Hyperparameter tuning of KNeighborsClassifier to increase the accuracy

It is possible to improve the performance of the model from it base instance by tuning hyperparameters of that algorithm.
We will define a range of values that would be evaluated in the hyperparameter space of the for KNeighborsClassifier model using RandomizedSearchCV.

The best scores achieved after tuning,its essential hyper-parameters{‘p’: 1, ‘n_neighbors’: 21, ‘leaf_size’: 4} byKNeighborsClassifier : training accuracy : 0.93 and testing accuracy :0.93 .
testing accuracy has increased after hyperparameter tunning.

Evalute the model accuracy:

Lets pick a random customer from our data n test its accuracy. Weve taken random customer from the offer_df dataset and checked its offer_type which is BOGO.

Lets evaluate the feature parameters of this customer and check its predicted offer type and thereby check its accuracy.
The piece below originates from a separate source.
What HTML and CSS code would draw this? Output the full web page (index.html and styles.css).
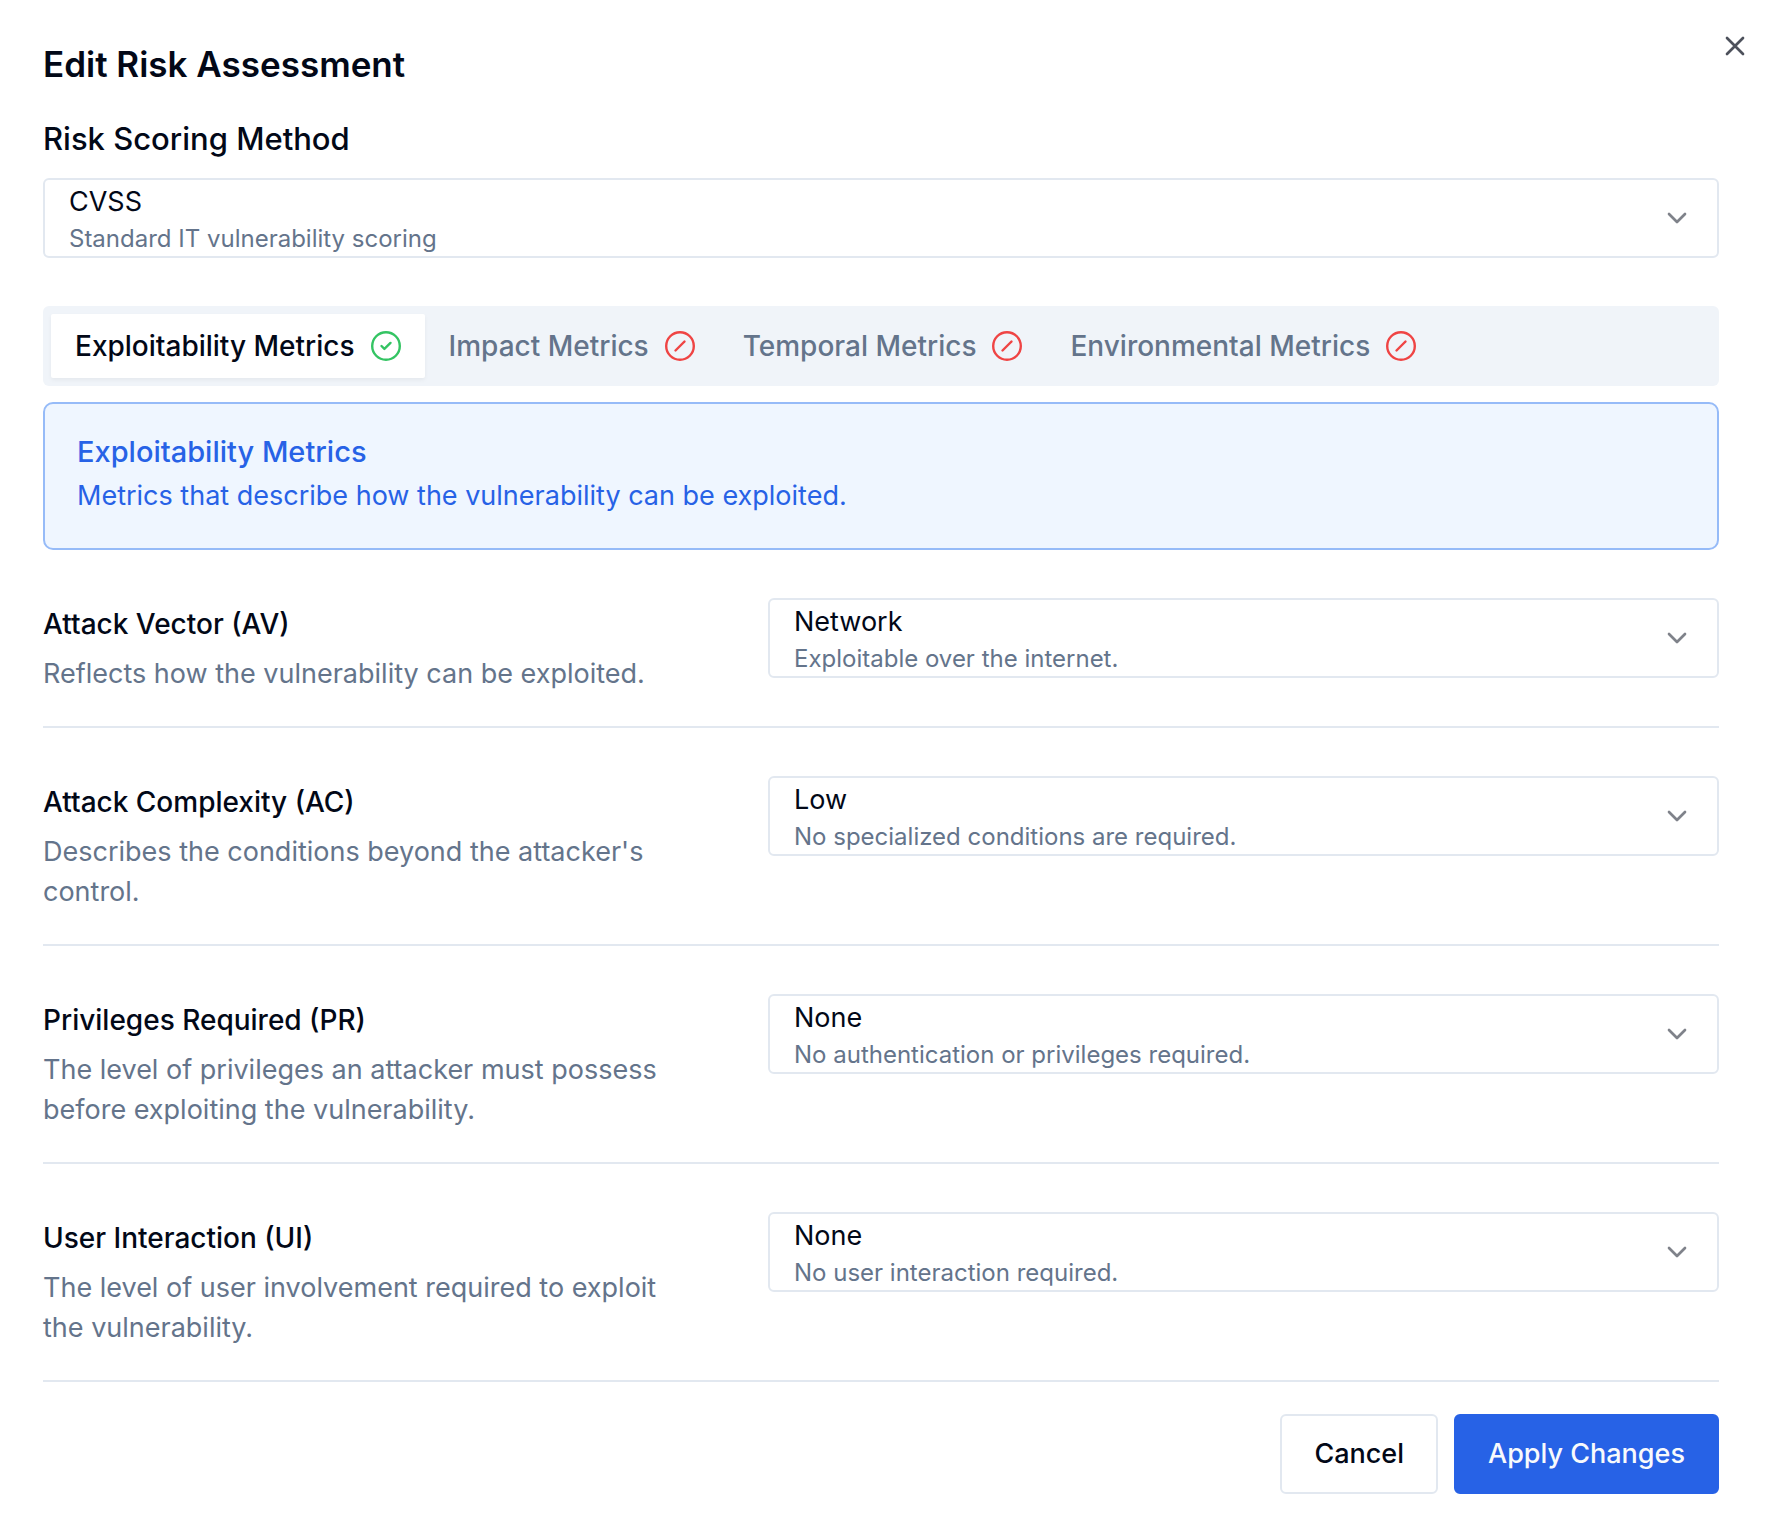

The model has correctly predicted that the customer will likely respond tor BOGO offer type with an accuracy of 90 %.
Hence our model has good accuracy for prediction.

Conclusion:

Segmentation of startbucks Customers:

The customers can be segmented depending on various parameters according to the campaign chosen
On analysis the data using supervised and unsupervised learning(Kmeans), we can conclude that:
Different segments of customers react to offers differently.
The count of male customers in low-income level is slightly higher than that of female and other customers
Though the aveage salary of femal is greater than that of the male, female spend less on starbucks than male
Starbucks has more of the young crowd than those of the aged once.
The result of the offer_type was prediced by training a supervised classifier.

Results:-

Customers are attracted to BOGO and Discount offers more as compared to Informational Offers
The buying behaviour of a customer is indepemdent of its annual income
Starbucks have more male customers than females and other gender.
KNeighborsClassifier turned out to be the best algorithm for this task and predicts customer response with an accuracy rate of almost 93% after hyperarameter tuning. Given the fact that also the same customer will react differently the same offer.